那本書對鄭冰的採訪,止於2005年,最末一段,寫的是合作社面臨的困難。當時這個合作社已是當仁不讓的全中國第一大社,正在嘗試優質無公害小麥種植,從380畝發展到1900畝。但是,即便是聯合起來,即使是在這裡,依然要看批發商臉色被中盤控制,想方設法進超市進商場,被稱斤論兩被挑剔被撿選。單個農民沒出路,合作起來的農民,照樣不具備與資本和市場對話的資格,只能提供低收入、低附加的初級農產品,很難物有所值。

那本書2006年出版後又經歷了很多變化,2007年「合作社法」頒布,2012年9月依新法重新註冊,聯合蒲州、韓陽兩個鄉鎮43個自然村註冊為「蒲韓種植專業合作聯合社」:「聯合社包含了28個合作社,3865個農戶會員在8萬畝土地上轉向多元生態種植……全職工作人員共113人,80%以上是35歲以下的年輕人。」

現在實現了數萬畝無害種植,能夠提供的健康食物已經不限於饃。正式註冊後,合作社用一年時間在周邊城市做了三千戶訪談,問大家需要不需要全方位的健康食物?結果是百分百需要。

最早的城市消費成員三千戶,十位消費輔導員提供服務。合作社內部有過討論:是店內銷售還是直接到社員家裡?

討論決定直接配送到家裡。特別是第一次一定要進到廚房,因為還要檢查消費者廚房都有哪些調料。

合作社因做科技培訓、農民教育而起,教育,一直是非常重要的工作內容,也包括消費者教育。
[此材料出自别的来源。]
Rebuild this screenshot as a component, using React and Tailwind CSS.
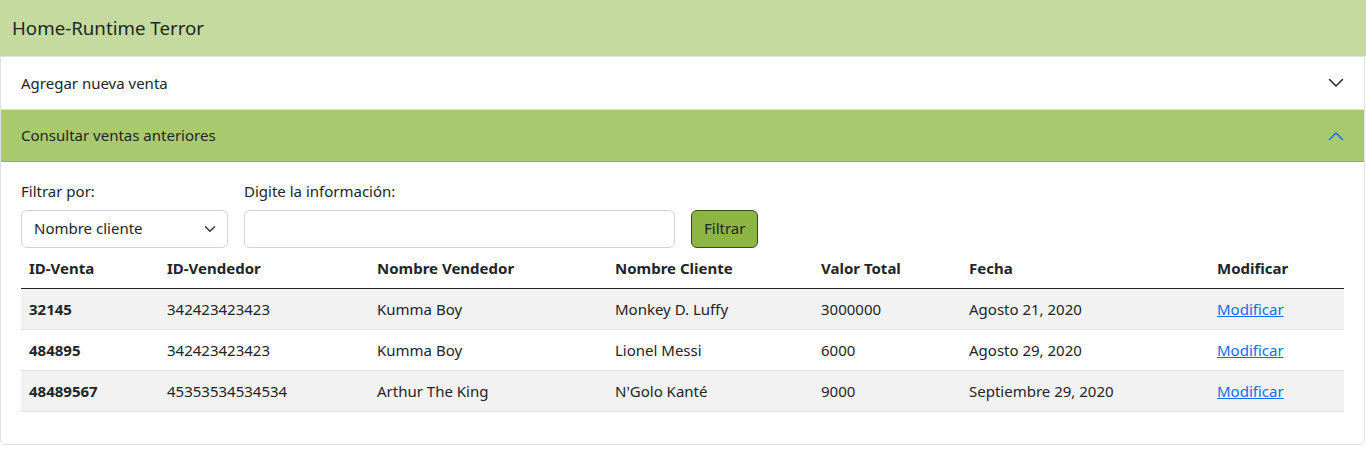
import React, { useState } from 'react';

const ventas = [
  { id: '32145', vendedorId: '342423423423', vendedor: 'Kumma Boy', cliente: 'Monkey D. Luffy', valor: '3000000', fecha: 'Agosto 21, 2020' },
  { id: '484895', vendedorId: '342423423423', vendedor: 'Kumma Boy', cliente: 'Lionel Messi', valor: '6000', fecha: 'Agosto 29, 2020' },
  { id: '48489567', vendedorId: '45353534534534', vendedor: 'Arthur The King', cliente: "N'Golo Kanté", valor: '9000', fecha: 'Septiembre 29, 2020' }
];

const columns = [
  { label: 'ID-Venta', width: 'w-[138px]' },
  { label: 'ID-Vendedor', width: 'w-[210px]' },
  { label: 'Nombre Vendedor', width: 'w-[238px]' },
  { label: 'Nombre Cliente', width: 'w-[206px]' },
  { label: 'Valor Total', width: 'w-[148px]' },
  { label: 'Fecha', width: 'w-[248px]' },
  { label: 'Modificar', width: '' }
];

function Chevron({ up, className }) {
  return (
    <svg width="16" height="16" viewBox="0 0 16 16" fill="none" className={className}>
      <path
        d={up ? 'M1.5 11.5 8 5l6.5 6.5' : 'M1.5 4.5 8 11l6.5-6.5'}
        stroke="currentColor"
        strokeWidth="1.5"
        strokeLinecap="round"
        strokeLinejoin="round"
      />
    </svg>
  );
}

export default function App() {
  const [filtro, setFiltro] = useState('cliente');
  const [texto, setTexto] = useState('');

  return (
    <div className="min-h-[451px] bg-white text-[#212529]" style={{ fontFamily: '"Noto Sans", sans-serif' }}>
      <header className="flex h-14 items-center bg-[#c5da9f] px-3 text-[18.7px]">Home-Runtime Terror</header>

      <div className="mr-px rounded-b-md border border-[#dee2e6]">
        <button type="button" className="flex h-[53px] w-full items-center justify-between border-b border-[#dee2e6] px-5 text-left text-[15px]">
          Agregar nueva venta
          <Chevron className="text-[#212529]" />
        </button>
        <button type="button" className="flex h-[52px] w-full items-center justify-between border-b border-[#93b25a] bg-[#a9c96e] px-5 text-left text-[15px]">
          Consultar ventas anteriores
          <Chevron up className="text-[#0d6efd]" />
        </button>

        <div className="px-5 pb-8 pt-[18px]">
          <div className="flex items-end gap-4 text-[15px]">
            <div className="w-[207px]">
              <label className="mb-[7px] block">Filtrar por:</label>
              <div className="relative">
                <select
                  value={filtro}
                  onChange={(e) => setFiltro(e.target.value)}
                  className="h-[38px] w-full appearance-none rounded-md border border-[#ced4da] bg-white px-3 text-[15px] outline-none"
                >
                  <option value="cliente">Nombre cliente</option>
                  <option value="vendedor">Nombre vendedor</option>
                  <option value="id">ID-Venta</option>
                </select>
                <svg width="12" height="12" viewBox="0 0 16 16" fill="none" className="pointer-events-none absolute right-3 top-[13px]">
                  <path d="m2 5 6 6 6-6" stroke="#343a40" strokeWidth="2" strokeLinecap="round" strokeLinejoin="round" />
                </svg>
              </div>
            </div>
            <div className="w-[431px]">
              <label className="mb-[7px] block">Digite la información:</label>
              <input
                type="text"
                value={texto}
                onChange={(e) => setTexto(e.target.value)}
                className="h-[38px] w-full rounded-md border border-[#ced4da] px-3 outline-none"
              />
            </div>
            <button type="button" className="h-[38px] rounded-md border border-[#3b4a1e] bg-[#8db543] px-3 text-[15px]">
              Filtrar
            </button>
          </div>

          <table className="w-full border-collapse text-left text-[15px]">
            <thead>
              <tr className="border-b border-[#212529]">
                {columns.map((col) => (
                  <th key={col.label} className={`${col.width} h-[41px] px-2 font-bold`}>{col.label}</th>
                ))}
              </tr>
            </thead>
            <tbody>
              {ventas.map((v, i) => (
                <tr key={v.id} className={`border-b border-[#dee2e6] ${i % 2 === 0 ? 'bg-[#f2f2f2]' : ''}`}>
                  <td className="h-[41px] px-2 font-bold">{v.id}</td>
                  <td className="px-2">{v.vendedorId}</td>
                  <td className="px-2">{v.vendedor}</td>
                  <td className="px-2">{v.cliente}</td>
                  <td className="px-2">{v.valor}</td>
                  <td className="px-2">{v.fecha}</td>
                  <td className="px-2">
                    <a href="#" className="text-[#0d6efd] underline">Modificar</a>
                  </td>
                </tr>
              ))}
            </tbody>
          </table>
        </div>
      </div>
    </div>
  );
}
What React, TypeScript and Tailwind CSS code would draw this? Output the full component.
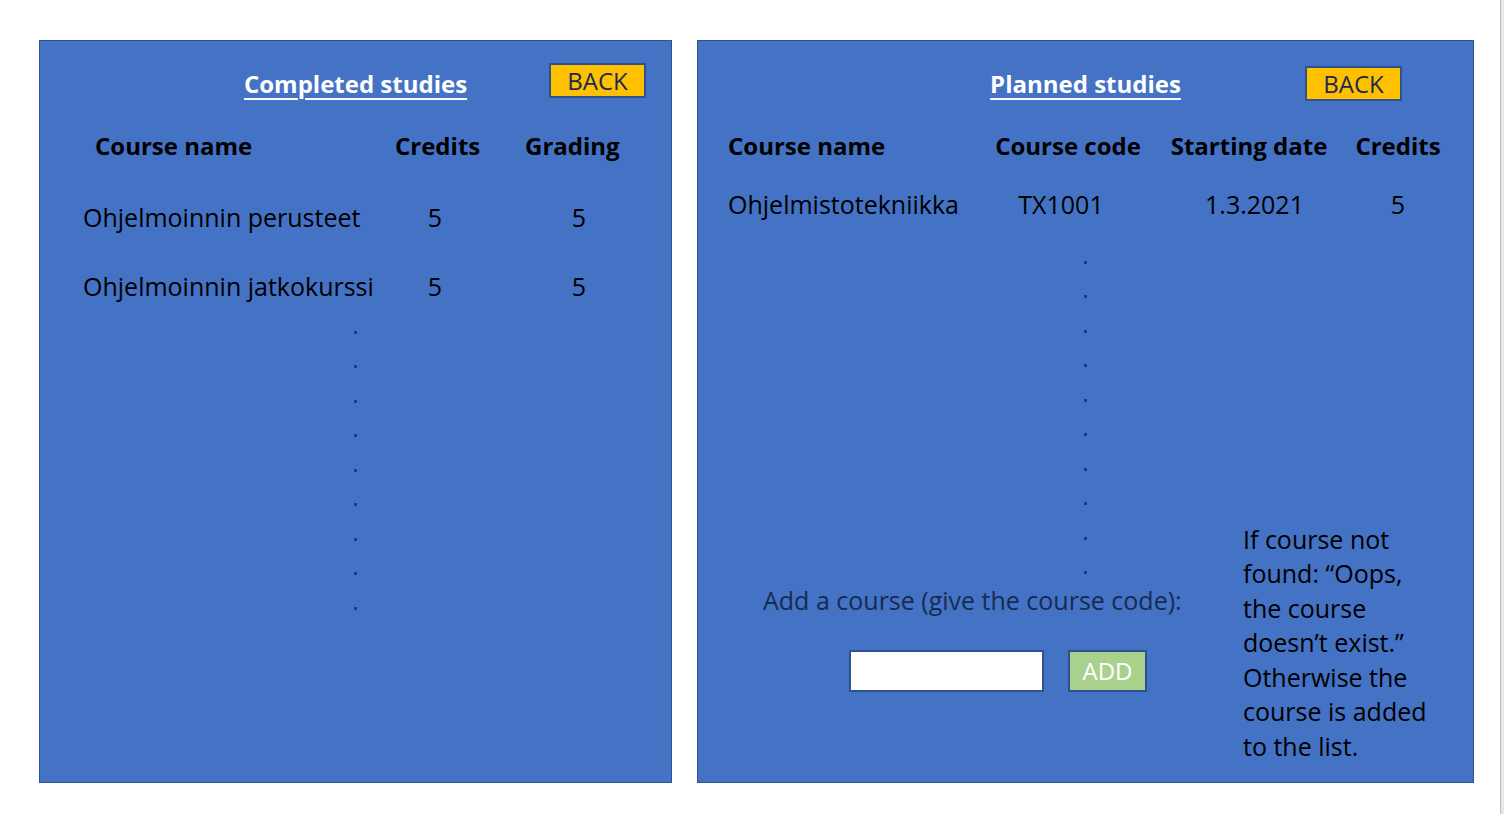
import React from "react";

const font = { fontFamily: "'Open Sans', Lato, sans-serif" };

function Dots({ count }: { count: number }) {
  return (
    <div className="flex flex-col gap-[31.5px]">
      {Array.from({ length: count }).map((_, i) => (
        <div key={i} className="w-[3px] h-[3px] bg-[#1f3864] rounded-[1px]" />
      ))}
    </div>
  );
}

function BackButton() {
  return (
    <div className="w-[97px] h-[35px] bg-[#ffc000] border-2 border-[#2f528f] flex items-center justify-center text-[24px] text-[#172b52] leading-none">
      BACK
    </div>
  );
}

export default function App() {
  return (
    <div
      className="w-[1504px] h-[814px] bg-white flex items-start text-black text-[25px]"
      style={font}
    >
      {/* Left panel */}
      <div className="ml-[39px] mt-[40px] w-[633px] h-[743px] bg-[#4472c4] border border-[#2f528f] flex flex-col">
        <div className="grid grid-cols-[1fr_auto_1fr] items-start pt-[22px] h-[60px]">
          <div />
          <div className="mt-[3px] h-[35px] leading-[35px] text-[24px] font-bold text-white underline underline-offset-[5px] decoration-2">
            Completed studies
          </div>
          <div className="flex justify-end pr-[25px]">
            <BackButton />
          </div>
        </div>
        <div className="mt-[25px] flex h-[40px] leading-[40px] text-[24px] font-bold">
          <div className="w-[355px] pl-[55px]">Course name</div>
          <div className="w-[80px] text-center">Credits</div>
          <div className="ml-[50px] w-[90px] text-center">Grading</div>
        </div>
        <div className="mt-[31px] flex h-[40px] leading-[40px]">
          <div className="w-[355px] pl-[43px] whitespace-nowrap">Ohjelmoinnin perusteet</div>
          <div className="w-[80px] text-center">5</div>
          <div className="ml-[64px] w-[80px] text-center">5</div>
        </div>
        <div className="mt-[29px] flex h-[40px] leading-[40px]">
          <div className="w-[355px] pl-[43px] whitespace-nowrap">Ohjelmoinnin jatkokurssi</div>
          <div className="w-[80px] text-center">5</div>
          <div className="ml-[64px] w-[80px] text-center">5</div>
        </div>
        <div className="mt-[24.5px] ml-[314px]">
          <Dots count={9} />
        </div>
      </div>

      {/* Right panel */}
      <div className="ml-[25px] mt-[40px] w-[777px] h-[743px] bg-[#4472c4] border border-[#2f528f] flex flex-col">
        <div className="grid grid-cols-[1fr_auto_1fr] items-start pt-[25px]">
          <div />
          <div className="h-[35px] leading-[35px] text-[24px] font-bold text-white underline underline-offset-[5px] decoration-2">
            Planned studies
          </div>
          <div className="flex justify-end pr-[71px]">
            <BackButton />
          </div>
        </div>
        <div className="mt-[25px] flex h-[40px] leading-[40px] text-[24px] font-bold">
          <div className="w-[270px] pl-[30px] whitespace-nowrap">Course name</div>
          <div className="w-[200px] text-center whitespace-nowrap">Course code</div>
          <div className="w-[162px] text-center whitespace-nowrap">Starting date</div>
          <div className="w-[136px] text-center">Credits</div>
        </div>
        <div className="mt-[18px] flex h-[40px] leading-[40px]">
          <div className="w-[270px] pl-[30px] whitespace-nowrap">Ohjelmistotekniikka</div>
          <div className="w-[186px] text-center">TX1001</div>
          <div className="w-[201px] text-center">1.3.2021</div>
          <div className="w-[86px] text-center">5</div>
        </div>
        <div className="flex">
          <div className="w-[545px] flex flex-col">
            <div className="mt-[36.5px] ml-[386px]">
              <Dots count={10} />
            </div>
            <div className="mt-[10.5px] ml-[65px] h-[30px] leading-[30px] text-[#172b52] whitespace-nowrap">
              Add a course (give the course code):
            </div>
            <div className="mt-[35px] ml-[151px] flex gap-[24px]">
              <div className="w-[195px] h-[42px] bg-white border-2 border-[#2f528f]" />
              <div className="w-[79px] h-[42px] bg-[#a9d18e] border-2 border-[#2f528f] flex items-center justify-center text-white text-[24px] leading-none">
                ADD
              </div>
            </div>
          </div>
          <div className="mt-[297.75px] leading-[34.5px] whitespace-nowrap">
            If course not
            <br />
            found: “Oops,
            <br />
            the course
            <br />
            doesn’t exist.”
            <br />
            Otherwise the
            <br />
            course is added
            <br />
            to the list.
          </div>
        </div>
      </div>

      <div className="ml-auto w-[4px] h-[814px] border-l border-[#bdbdbd] bg-[#e8e8e8]" />
    </div>
  );
}
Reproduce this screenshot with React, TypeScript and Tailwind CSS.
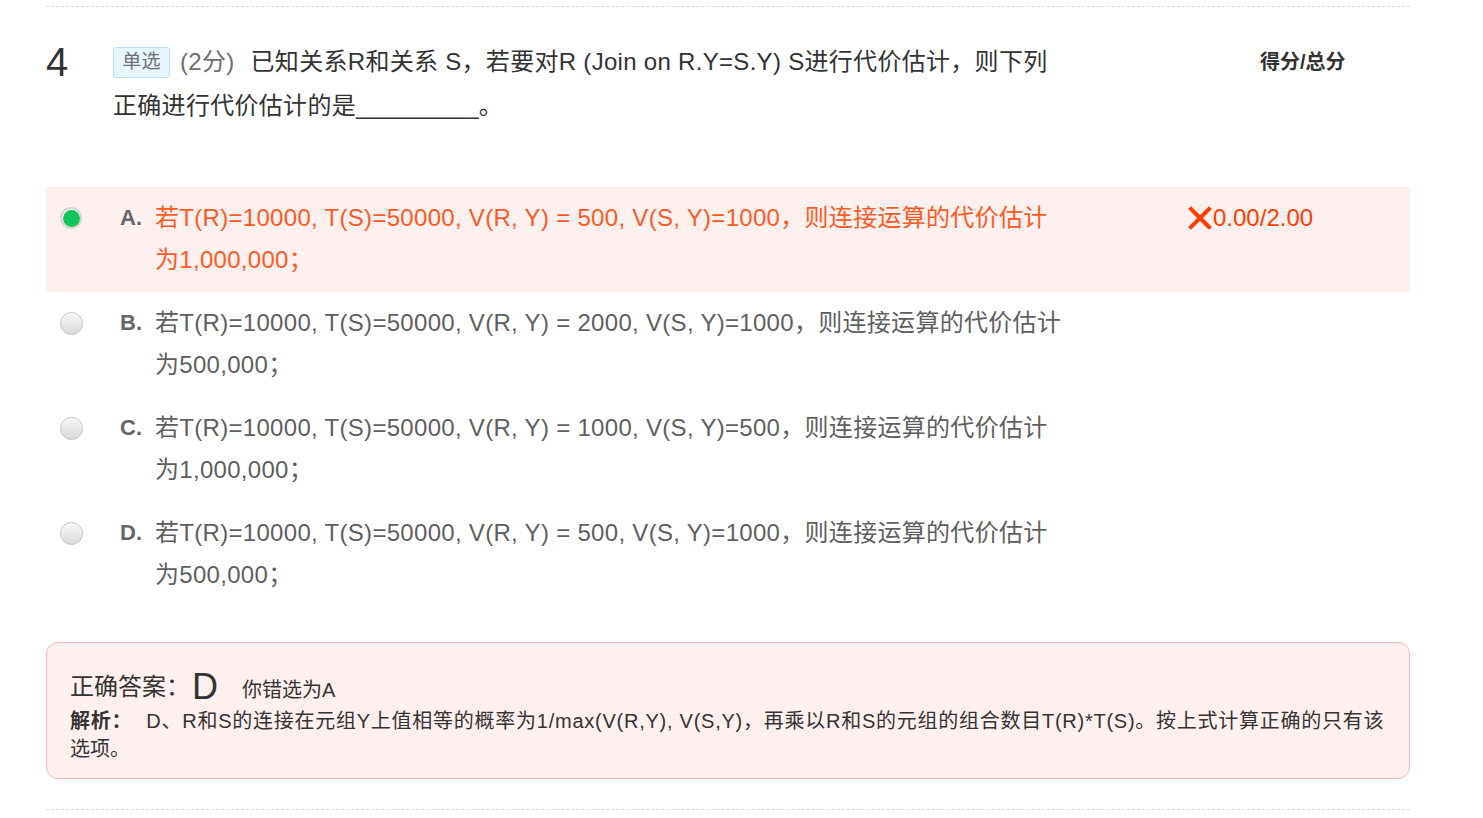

他們為消費者提供安全無害的優質農產品,價格比大眾市場高出30%。按說開店做生意要按市場的規矩來,「消費者就是上帝,顧客永遠都是對的」,但是合作社不一樣。

好食物,如果配著大量添加劑下肚,照樣危害健康。他們對消費者是有要求的,廚房只要油鹽醬醋、花椒、辣椒就夠了,發現化學添加的複合調料就會當即提醒,這個不能要—哈哈,明白為什麼不叫服務員而是「輔導員」了吧?

不聽勸,怎麼辦? —那就不辦:我們不再給您配送了。

健康食物對顧客是有要求的。對的才是對的,消費者不是上帝。

「要求」還不止於此,比如規定化濃妝、動手術美容的不能成為消費社員,想吃我們的好東西,就得先做改變。

合作社開辦鄉村旅遊,農耕體驗和傳統文化體驗都有。 2015年,一批消費社員帶孩子來體驗,二十幾個家長吃完了飯打麻將玩錢。鄭冰看到了,直接過去質問,提醒他們不要帶壞了孩子。有人不以為然:「在家裡孩子都幫我數錢呢。」

鄭冰告訴消費店輔導員:「這樣的社員必須淘汰。我們教育不過來的,先不提供服務了。」

當然,還是會給機會的。淘汰之前,消費輔導員把那批家長挨個回訪了一遍,承諾以後不打麻將表示一定改正的,可以繼續配送以觀後效,約佔三分之一。

有人也許替鄭冰與合作社擔心:「這麼開店能活下來麼?」

沒事兒,鄭冰跟合作社都活得好著呢,民以食為天,饃好不怕門檻高。我查了一下數字,消費社員已經從最初的3000戶,2018年變成了8127戶。說實話我不知道現在的消費社員有多少,也不知道,合作社又多了哪些「吹毛求疵的規矩」。

作者:寇延丁,中國民間公益先行者、自由作家。